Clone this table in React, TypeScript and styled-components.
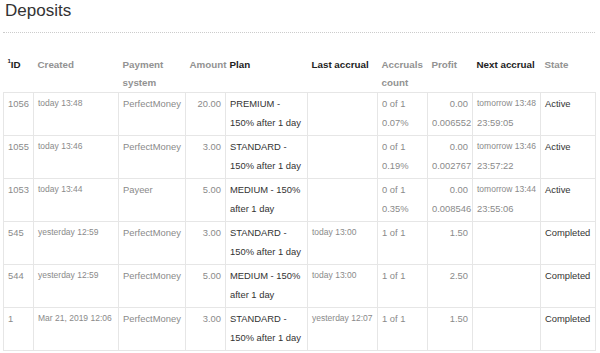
import React, { FC } from 'react'
import styled, { createGlobalStyle } from 'styled-components'

const GlobalStyle = createGlobalStyle`
  body {
    margin: 0;
    background: #fff;
    font-family: "Liberation Sans", Arial, sans-serif;
  }
`

const Wrapper = styled.div`
  width: 592px;
  padding: 0 3px;
`

const Title = styled.h1`
  margin: 0;
  padding: 0 2px 10px;
  font-size: 17px;
  line-height: 22px;
  font-weight: 400;
  color: #333;
  border-bottom: 1px dotted #ccc;
`

const Table = styled.table`
  margin-top: 22px;
  width: 592px;
  table-layout: fixed;
  border-collapse: collapse;
`

const Head = styled.th<{ $dark?: boolean }>`
  padding: 1px 4px 0;
  height: 37px;
  box-sizing: border-box;
  vertical-align: top;
  text-align: left;
  font-size: 9.8px;
  line-height: 18px;
  font-weight: 700;
  color: ${(p) => (p.$dark ? '#222' : '#929292')};
`

const Sup = styled.sup`
  font-size: 6px;
  vertical-align: 5px;
  line-height: 0;
`

const Cell = styled.td<{ $right?: boolean; $dark?: boolean; $small?: boolean }>`
  padding: 1px 4px 3px;
  height: 38px;
  border: 1px solid #e6e6e6;
  vertical-align: top;
  text-align: ${(p) => (p.$right ? 'right' : 'left')};
  font-size: ${(p) => (p.$small ? '8.5px' : '9.4px')};
  line-height: 19px;
  color: ${(p) => (p.$dark ? '#333' : '#8a8a8a')};
  white-space: nowrap;
  overflow: hidden;
`

const Wrap = styled.span`
  white-space: normal;
`

const Line = styled.div<{ $small?: boolean }>`
  font-size: ${(p) => (p.$small ? '8.5px' : '9.4px')};
`

interface Deposit {
  id: string
  created: string
  system: string
  amount: string
  plan: string
  last: string
  count: string
  percent?: string
  profit: string
  rate?: string
  next?: string
  left?: string
  state: string
}

const rows: Deposit[] = [
  { id: '1056', created: 'today 13:48', system: 'PerfectMoney', amount: '20.00', plan: 'PREMIUM - 150% after 1 day', last: '', count: '0 of 1', percent: '0.07%', profit: '0.00', rate: '0.006552', next: 'tomorrow 13:48', left: '23:59:05', state: 'Active' },
  { id: '1055', created: 'today 13:46', system: 'PerfectMoney', amount: '3.00', plan: 'STANDARD - 150% after 1 day', last: '', count: '0 of 1', percent: '0.19%', profit: '0.00', rate: '0.002767', next: 'tomorrow 13:46', left: '23:57:22', state: 'Active' },
  { id: '1053', created: 'today 13:44', system: 'Payeer', amount: '5.00', plan: 'MEDIUM - 150% after 1 day', last: '', count: '0 of 1', percent: '0.35%', profit: '0.00', rate: '0.008546', next: 'tomorrow 13:44', left: '23:55:06', state: 'Active' },
  { id: '545', created: 'yesterday 12:59', system: 'PerfectMoney', amount: '3.00', plan: 'STANDARD - 150% after 1 day', last: 'today 13:00', count: '1 of 1', profit: '1.50', state: 'Completed' },
  { id: '544', created: 'yesterday 12:59', system: 'PerfectMoney', amount: '5.00', plan: 'MEDIUM - 150% after 1 day', last: 'today 13:00', count: '1 of 1', profit: '2.50', state: 'Completed' },
  { id: '1', created: 'Mar 21, 2019 12:06', system: 'PerfectMoney', amount: '3.00', plan: 'STANDARD - 150% after 1 day', last: 'yesterday 12:07', count: '1 of 1', profit: '1.50', state: 'Completed' },
]

const widths = [30, 85, 67, 40, 82, 70, 50, 45, 68, 55]

const App: FC = () => (
  <Wrapper>
    <GlobalStyle />
    <Title>Deposits</Title>
    <Table>
      <colgroup>
        {widths.map((w, i) => (
          <col key={i} style={{ width: w }} />
        ))}
      </colgroup>
      <thead>
        <tr>
          <Head $dark>
            <Sup>1</Sup>ID
          </Head>
          <Head>Created</Head>
          <Head>
            Payment
            <br />
            system
          </Head>
          <Head>Amount</Head>
          <Head $dark>Plan</Head>
          <Head $dark>Last accrual</Head>
          <Head>
            Accruals
            <br />
            count
          </Head>
          <Head>Profit</Head>
          <Head $dark>Next accrual</Head>
          <Head>State</Head>
        </tr>
      </thead>
      <tbody>
        {rows.map((r) => (
          <tr key={r.id}>
            <Cell>{r.id}</Cell>
            <Cell $small>{r.created}</Cell>
            <Cell>{r.system}</Cell>
            <Cell $right>{r.amount}</Cell>
            <Cell $dark>
              <Wrap>{r.plan}</Wrap>
            </Cell>
            <Cell $small>{r.last}</Cell>
            <Cell>
              <Line>{r.count}</Line>
              {r.percent && <Line>{r.percent}</Line>}
            </Cell>
            <Cell $right>
              <Line>{r.profit}</Line>
              {r.rate && <Line>{r.rate}</Line>}
            </Cell>
            <Cell>
              {r.next && <Line $small>{r.next}</Line>}
              {r.left && <Line>{r.left}</Line>}
            </Cell>
            <Cell $dark>{r.state}</Cell>
          </tr>
        ))}
      </tbody>
    </Table>
  </Wrapper>
)

export default App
========================================================================
- _Exercise directions_:
Reproduce each line exactly as it appears, omitting the pictures.

- _The answer_:
Clone this table in React, TypeScript and styled-components.
import React, { FC } from 'react'
import styled, { createGlobalStyle } from 'styled-components'

const GlobalStyle = createGlobalStyle`
  body {
    margin: 0;
    background: #fff;
    font-family: "Liberation Sans", Arial, sans-serif;
  }
`

const Wrapper = styled.div`
  width: 592px;
  padding: 0 3px;
`

const Title = styled.h1`
  margin: 0;
  padding: 0 2px 10px;
  font-size: 17px;
  line-height: 22px;
  font-weight: 400;
  color: #333;
  border-bottom: 1px dotted #ccc;
`

const Table = styled.table`
  margin-top: 22px;
  width: 592px;
  table-layout: fixed;
  border-collapse: collapse;
`

const Head = styled.th<{ $dark?: boolean }>`
  padding: 1px 4px 0;
  height: 37px;
  box-sizing: border-box;
  vertical-align: top;
  text-align: left;
  font-size: 9.8px;
  line-height: 18px;
  font-weight: 700;
  color: ${(p) => (p.$dark ? '#222' : '#929292')};
`

const Sup = styled.sup`
  font-size: 6px;
  vertical-align: 5px;
  line-height: 0;
`

const Cell = styled.td<{ $right?: boolean; $dark?: boolean; $small?: boolean }>`
  padding: 1px 4px 3px;
  height: 38px;
  border: 1px solid #e6e6e6;
  vertical-align: top;
  text-align: ${(p) => (p.$right ? 'right' : 'left')};
  font-size: ${(p) => (p.$small ? '8.5px' : '9.4px')};
  line-height: 19px;
  color: ${(p) => (p.$dark ? '#333' : '#8a8a8a')};
  white-space: nowrap;
  overflow: hidden;
`

const Wrap = styled.span`
  white-space: normal;
`

const Line = styled.div<{ $small?: boolean }>`
  font-size: ${(p) => (p.$small ? '8.5px' : '9.4px')};
`

interface Deposit {
  id: string
  created: string
  system: string
  amount: string
  plan: string
  last: string
  count: string
  percent?: string
  profit: string
  rate?: string
  next?: string
  left?: string
  state: string
}

const rows: Deposit[] = [
  { id: '1056', created: 'today 13:48', system: 'PerfectMoney', amount: '20.00', plan: 'PREMIUM - 150% after 1 day', last: '', count: '0 of 1', percent: '0.07%', profit: '0.00', rate: '0.006552', next: 'tomorrow 13:48', left: '23:59:05', state: 'Active' },
  { id: '1055', created: 'today 13:46', system: 'PerfectMoney', amount: '3.00', plan: 'STANDARD - 150% after 1 day', last: '', count: '0 of 1', percent: '0.19%', profit: '0.00', rate: '0.002767', next: 'tomorrow 13:46', left: '23:57:22', state: 'Active' },
  { id: '1053', created: 'today 13:44', system: 'Payeer', amount: '5.00', plan: 'MEDIUM - 150% after 1 day', last: '', count: '0 of 1', percent: '0.35%', profit: '0.00', rate: '0.008546', next: 'tomorrow 13:44', left: '23:55:06', state: 'Active' },
  { id: '545', created: 'yesterday 12:59', system: 'PerfectMoney', amount: '3.00', plan: 'STANDARD - 150% after 1 day', last: 'today 13:00', count: '1 of 1', profit: '1.50', state: 'Completed' },
  { id: '544', created: 'yesterday 12:59', system: 'PerfectMoney', amount: '5.00', plan: 'MEDIUM - 150% after 1 day', last: 'today 13:00', count: '1 of 1', profit: '2.50', state: 'Completed' },
  { id: '1', created: 'Mar 21, 2019 12:06', system: 'PerfectMoney', amount: '3.00', plan: 'STANDARD - 150% after 1 day', last: 'yesterday 12:07', count: '1 of 1', profit: '1.50', state: 'Completed' },
]

const widths = [30, 85, 67, 40, 82, 70, 50, 45, 68, 55]

const App: FC = () => (
  <Wrapper>
    <GlobalStyle />
    <Title>Deposits</Title>
    <Table>
      <colgroup>
        {widths.map((w, i) => (
          <col key={i} style={{ width: w }} />
        ))}
      </colgroup>
      <thead>
        <tr>
          <Head $dark>
            <Sup>1</Sup>ID
          </Head>
          <Head>Created</Head>
          <Head>
            Payment
            <br />
            system
          </Head>
          <Head>Amount</Head>
          <Head $dark>Plan</Head>
          <Head $dark>Last accrual</Head>
          <Head>
            Accruals
            <br />
            count
          </Head>
          <Head>Profit</Head>
          <Head $dark>Next accrual</Head>
          <Head>State</Head>
        </tr>
      </thead>
      <tbody>
        {rows.map((r) => (
          <tr key={r.id}>
            <Cell>{r.id}</Cell>
            <Cell $small>{r.created}</Cell>
            <Cell>{r.system}</Cell>
            <Cell $right>{r.amount}</Cell>
            <Cell $dark>
              <Wrap>{r.plan}</Wrap>
            </Cell>
            <Cell $small>{r.last}</Cell>
            <Cell>
              <Line>{r.count}</Line>
              {r.percent && <Line>{r.percent}</Line>}
            </Cell>
            <Cell $right>
              <Line>{r.profit}</Line>
              {r.rate && <Line>{r.rate}</Line>}
            </Cell>
            <Cell>
              {r.next && <Line $small>{r.next}</Line>}
              {r.left && <Line>{r.left}</Line>}
            </Cell>
            <Cell $dark>{r.state}</Cell>
          </tr>
        ))}
      </tbody>
    </Table>
  </Wrapper>
)

export default App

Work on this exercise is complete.